# start of Entries shown

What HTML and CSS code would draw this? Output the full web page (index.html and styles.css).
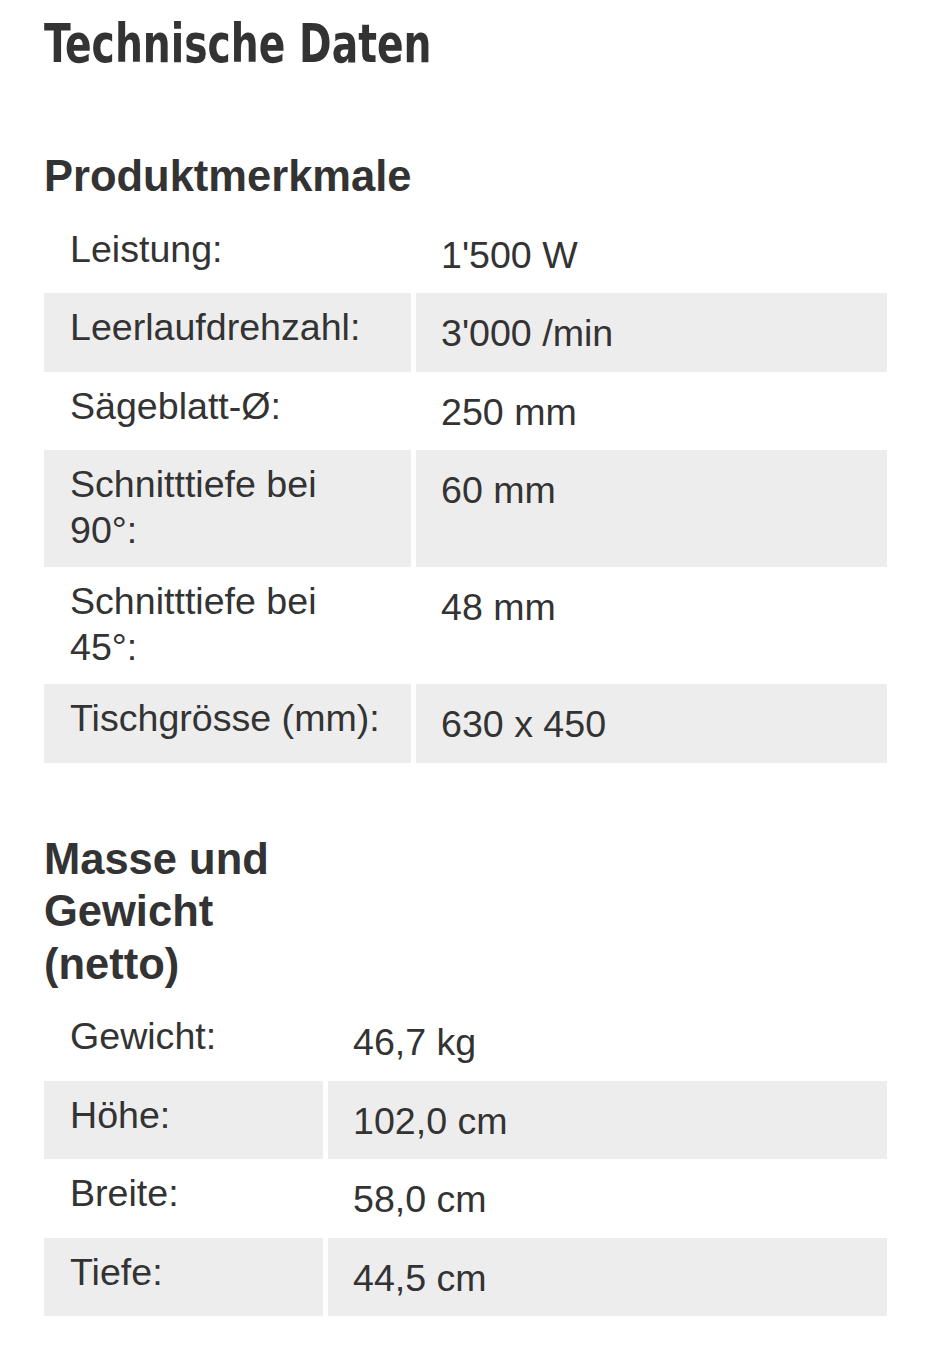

# end of Entries shown
# start of Entries shown

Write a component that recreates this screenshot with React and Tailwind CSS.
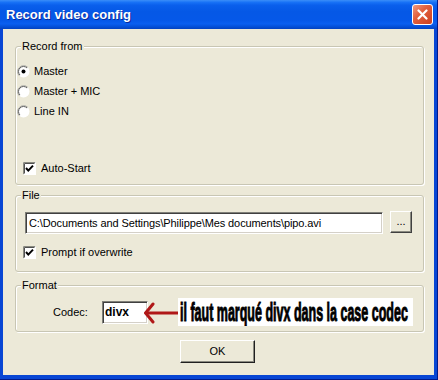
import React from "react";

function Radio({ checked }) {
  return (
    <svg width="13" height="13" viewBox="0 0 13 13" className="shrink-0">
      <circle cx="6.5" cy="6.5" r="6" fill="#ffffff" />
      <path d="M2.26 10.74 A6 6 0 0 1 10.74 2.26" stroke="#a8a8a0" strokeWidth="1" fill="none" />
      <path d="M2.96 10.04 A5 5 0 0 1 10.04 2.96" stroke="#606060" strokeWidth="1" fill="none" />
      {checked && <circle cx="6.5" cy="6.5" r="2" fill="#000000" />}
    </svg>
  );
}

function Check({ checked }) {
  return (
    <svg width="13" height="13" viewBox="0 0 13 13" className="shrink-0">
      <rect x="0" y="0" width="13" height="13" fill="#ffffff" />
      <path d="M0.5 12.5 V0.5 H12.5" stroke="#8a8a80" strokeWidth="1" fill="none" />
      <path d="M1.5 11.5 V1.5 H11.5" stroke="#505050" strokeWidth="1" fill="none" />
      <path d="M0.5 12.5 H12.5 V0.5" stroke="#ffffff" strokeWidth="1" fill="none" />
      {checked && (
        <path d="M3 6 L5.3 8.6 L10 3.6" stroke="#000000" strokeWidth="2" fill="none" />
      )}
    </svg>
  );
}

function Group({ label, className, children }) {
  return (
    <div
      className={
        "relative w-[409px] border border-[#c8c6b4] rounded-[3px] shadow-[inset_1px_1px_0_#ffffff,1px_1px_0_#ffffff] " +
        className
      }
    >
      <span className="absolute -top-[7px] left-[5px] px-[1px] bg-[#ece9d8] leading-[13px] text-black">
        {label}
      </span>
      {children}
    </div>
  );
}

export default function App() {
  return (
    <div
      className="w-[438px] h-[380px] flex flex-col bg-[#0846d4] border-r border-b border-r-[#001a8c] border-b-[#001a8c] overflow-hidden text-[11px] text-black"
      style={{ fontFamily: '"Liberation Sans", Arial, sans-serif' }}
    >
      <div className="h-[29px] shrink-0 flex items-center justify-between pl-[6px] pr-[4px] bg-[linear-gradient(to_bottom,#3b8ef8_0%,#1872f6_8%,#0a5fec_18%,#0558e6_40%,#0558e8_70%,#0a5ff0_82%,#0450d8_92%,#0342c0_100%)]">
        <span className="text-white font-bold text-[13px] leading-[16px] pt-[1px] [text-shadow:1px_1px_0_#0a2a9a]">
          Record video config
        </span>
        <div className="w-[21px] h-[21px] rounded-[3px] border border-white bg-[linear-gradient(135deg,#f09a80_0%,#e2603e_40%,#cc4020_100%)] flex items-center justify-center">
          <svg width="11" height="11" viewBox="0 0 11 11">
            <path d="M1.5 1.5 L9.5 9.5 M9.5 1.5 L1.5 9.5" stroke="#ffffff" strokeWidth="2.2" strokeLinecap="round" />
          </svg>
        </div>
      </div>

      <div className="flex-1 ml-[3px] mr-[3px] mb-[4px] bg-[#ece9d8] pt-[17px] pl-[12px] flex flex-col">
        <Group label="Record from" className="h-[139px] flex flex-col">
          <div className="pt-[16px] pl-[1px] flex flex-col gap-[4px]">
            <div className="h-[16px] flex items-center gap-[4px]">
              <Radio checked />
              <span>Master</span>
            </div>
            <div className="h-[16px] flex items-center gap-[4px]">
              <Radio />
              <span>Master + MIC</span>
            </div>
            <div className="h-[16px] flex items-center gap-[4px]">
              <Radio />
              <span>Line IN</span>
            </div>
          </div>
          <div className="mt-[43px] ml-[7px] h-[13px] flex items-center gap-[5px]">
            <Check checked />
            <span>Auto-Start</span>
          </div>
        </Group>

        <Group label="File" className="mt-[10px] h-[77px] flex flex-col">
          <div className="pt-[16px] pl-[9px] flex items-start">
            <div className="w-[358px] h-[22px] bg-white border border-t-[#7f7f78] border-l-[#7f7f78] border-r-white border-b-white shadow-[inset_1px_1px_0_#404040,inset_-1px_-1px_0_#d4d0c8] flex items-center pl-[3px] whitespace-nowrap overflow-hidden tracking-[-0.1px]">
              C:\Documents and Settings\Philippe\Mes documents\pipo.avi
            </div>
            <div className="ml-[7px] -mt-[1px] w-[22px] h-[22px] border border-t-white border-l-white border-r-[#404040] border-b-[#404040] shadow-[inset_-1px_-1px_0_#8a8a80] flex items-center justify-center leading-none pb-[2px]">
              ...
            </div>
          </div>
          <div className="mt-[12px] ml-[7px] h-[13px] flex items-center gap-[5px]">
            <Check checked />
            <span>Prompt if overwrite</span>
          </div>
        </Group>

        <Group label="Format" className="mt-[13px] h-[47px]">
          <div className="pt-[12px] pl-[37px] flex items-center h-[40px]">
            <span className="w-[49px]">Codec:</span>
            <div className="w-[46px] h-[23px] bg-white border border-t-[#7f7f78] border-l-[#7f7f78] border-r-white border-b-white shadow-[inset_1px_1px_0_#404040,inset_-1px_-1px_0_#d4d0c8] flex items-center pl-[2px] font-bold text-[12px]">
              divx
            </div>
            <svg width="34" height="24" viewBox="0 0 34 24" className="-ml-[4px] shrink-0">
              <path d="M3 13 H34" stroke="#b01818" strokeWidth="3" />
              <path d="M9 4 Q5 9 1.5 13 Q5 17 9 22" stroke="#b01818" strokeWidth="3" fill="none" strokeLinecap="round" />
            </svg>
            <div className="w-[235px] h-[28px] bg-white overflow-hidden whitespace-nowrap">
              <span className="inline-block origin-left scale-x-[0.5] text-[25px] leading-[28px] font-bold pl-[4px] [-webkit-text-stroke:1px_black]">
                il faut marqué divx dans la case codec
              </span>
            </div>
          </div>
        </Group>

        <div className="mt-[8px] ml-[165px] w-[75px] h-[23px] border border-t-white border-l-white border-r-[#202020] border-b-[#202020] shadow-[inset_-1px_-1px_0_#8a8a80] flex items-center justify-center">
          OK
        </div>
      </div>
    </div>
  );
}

# end of Entries shown

_What you should do_
From the entries above, pull out each line that includes "this".

_Solution below_
What HTML and CSS code would draw this? Output the full web page (index.html and styles.css).
Write a component that recreates this screenshot with React and Tailwind CSS.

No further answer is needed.